If I had the choice to do it again, it’s like a coin toss of whether I would become involved in this industry or not.

It’s been that difficult?

It’s not that it’s been that difficult, but I look at how it is now and I would so much rather be starting a band right now than when we did.  Right now, who needs a label anyway.  I think about our first two recordings, The Opposite of December and the EP, we just like played shows and worked jobs and pooled money together to pay for the recordings.  They didn’t really give us any money for anything in the first place.  It’s not the money part, but now if you think about it, if you pay for your own recording, you can just put it in a computer and that’ll just distribute it for you and you’re done.  If you want to get into the Britney Spears market it’s still a necessity to be a part of a label and pop marketing infrastructure.  If you just want to be a band that plays music, then you can go do that.  I think it’s the coolest thing ever.

It’s definitely kind of liberating, like a great equalizer.

For sure.

rp3Given the experiences that you’ve had with Poison the Well, would you have any advice for a band that’s just starting off that sounds like Poison the Well and has the same sort of ideas you guys have?

Do as much as you can by yourself without anybody else taking part in how you run things.  I know I’ve said a lot a couple of years ago about the bands that we were going on tour on becoming un-self-reliant, I think that’s an important thing for a band to be – self-reliant.  You don’t need a baby sitter.  You just need each other.
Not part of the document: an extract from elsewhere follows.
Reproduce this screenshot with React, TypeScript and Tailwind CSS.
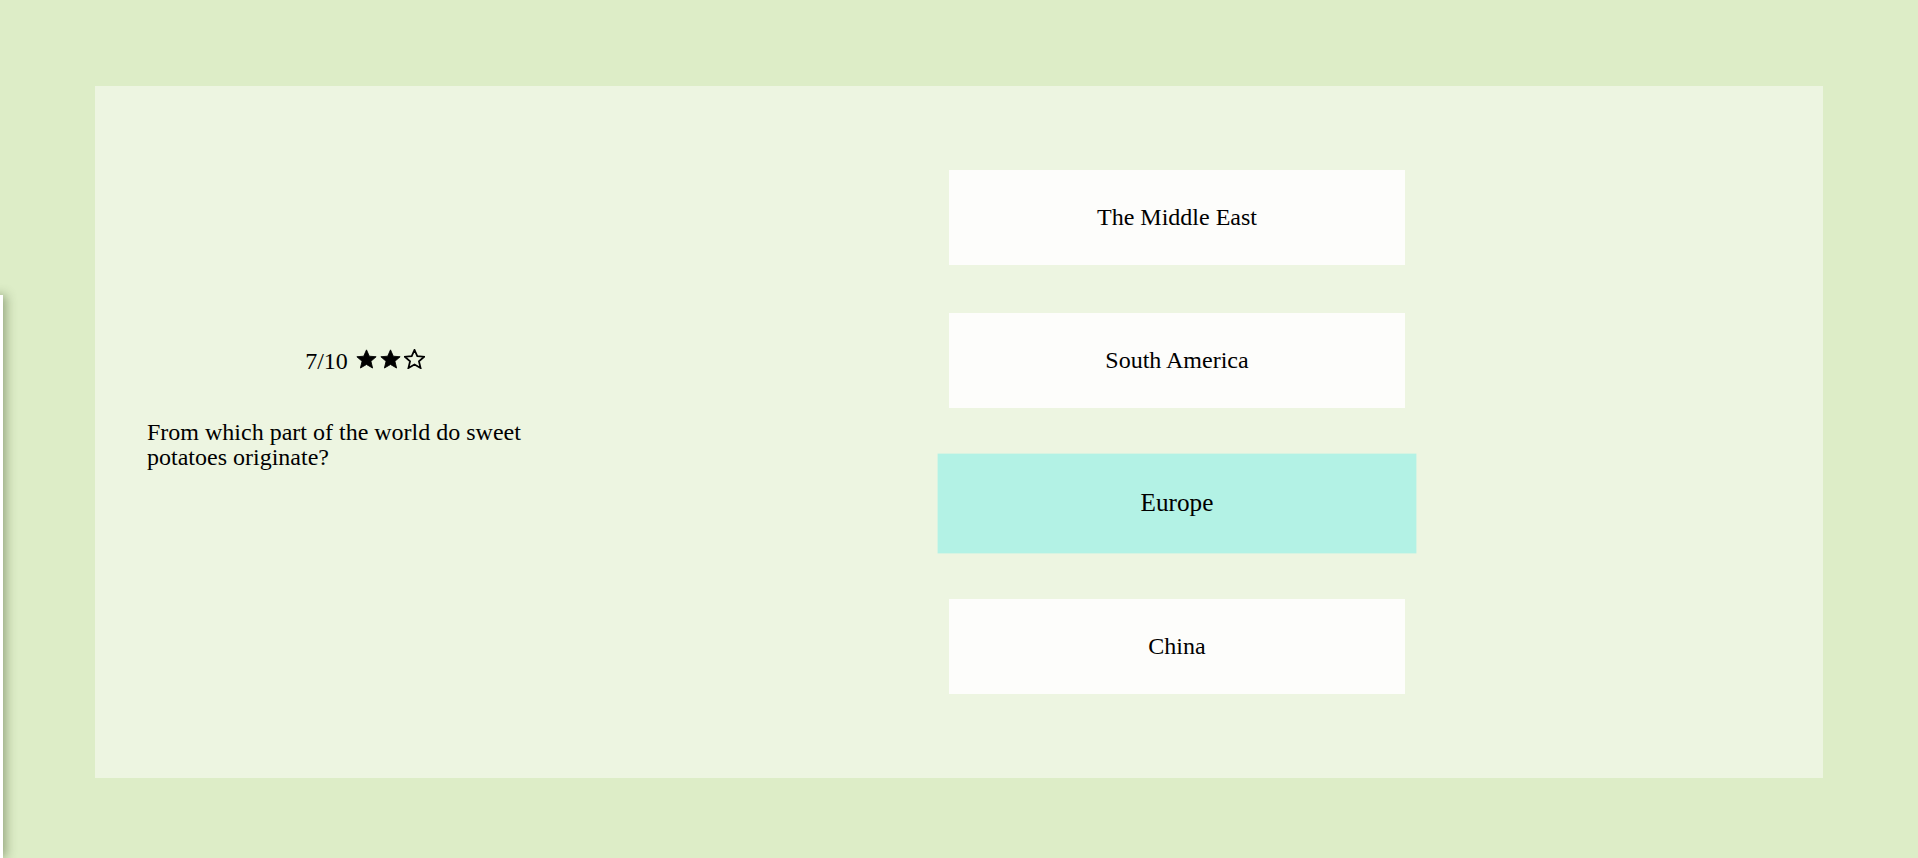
import React from 'react'

const answers = ['The Middle East', 'South America', 'Europe', 'China']

function Star({ filled }: { filled: boolean }) {
  return (
    <svg width="21" height="20" viewBox="0 0 24 23" className="shrink-0">
      <path
        d="M12 1l3.2 7.3 7.9.6-6 5.2 1.9 7.8L12 17.8l-7 4.1 1.9-7.8-6-5.2 7.9-.6z"
        fill={filled ? '#000' : 'none'}
        stroke="#000"
        strokeWidth={filled ? 1 : 2}
        strokeLinejoin="miter"
      />
    </svg>
  )
}

export default function App() {
  const selected = 'Europe'

  return (
    <div
      className="relative h-[858px] bg-[#ddedc7] pt-[86px] px-[95px] overflow-hidden text-black"
      style={{ fontFamily: '"Liberation Serif", "Times New Roman", serif' }}
    >
      <div className="absolute left-[-297px] top-[295px] bottom-0 w-[300px] bg-white shadow-[3px_0_10px_rgba(60,80,40,0.45)]" />

      <div className="h-[692px] bg-[#edf5e1] flex items-center pl-[52px] pr-[52px]">
        <div className="w-[436px] shrink-0 mb-[47px] flex flex-col">
          <div className="flex items-center justify-center gap-[8px] text-[24px] leading-[27px] pt-[1px]">
            <span>7/10</span>
            <span className="flex items-center gap-[3px] -mt-[5px]">
              <Star filled />
              <Star filled />
              <Star filled={false} />
            </span>
          </div>
          <p className="mt-[45px] text-[24px] leading-[25px]">
            From which part of the world do sweet potatoes originate?
          </p>
        </div>

        <div className="flex-1 flex flex-col items-center gap-[48px]">
          {answers.map(a => (
            <button
              key={a}
              className={
                a === selected
                  ? 'w-[456px] h-[95px] bg-[#b3f2e5] text-[24px] scale-105 flex items-center justify-center pb-[2px]'
                  : 'w-[456px] h-[95px] bg-[#fdfdfb] text-[24px] flex items-center justify-center pb-[2px]'
              }
            >
              {a}
            </button>
          ))}
        </div>
      </div>
    </div>
  )
}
Would you say the most important thing in that regard would be to getting your message and your music out there as opposed to trying to make a lot of money?

Yeah, absolutely.  Start simple and start small and go from there.  You don’t need to have a label and have a single and be in magazines to go on tour.  You can go on tour without any of that stuff, and you should.

I get really bashful, and I don’t know how to explain certain things.  A lot of times when it comes to music, my brain goes faster than my mouth.  Thanks a lot.  I hope I didn’t piss you off.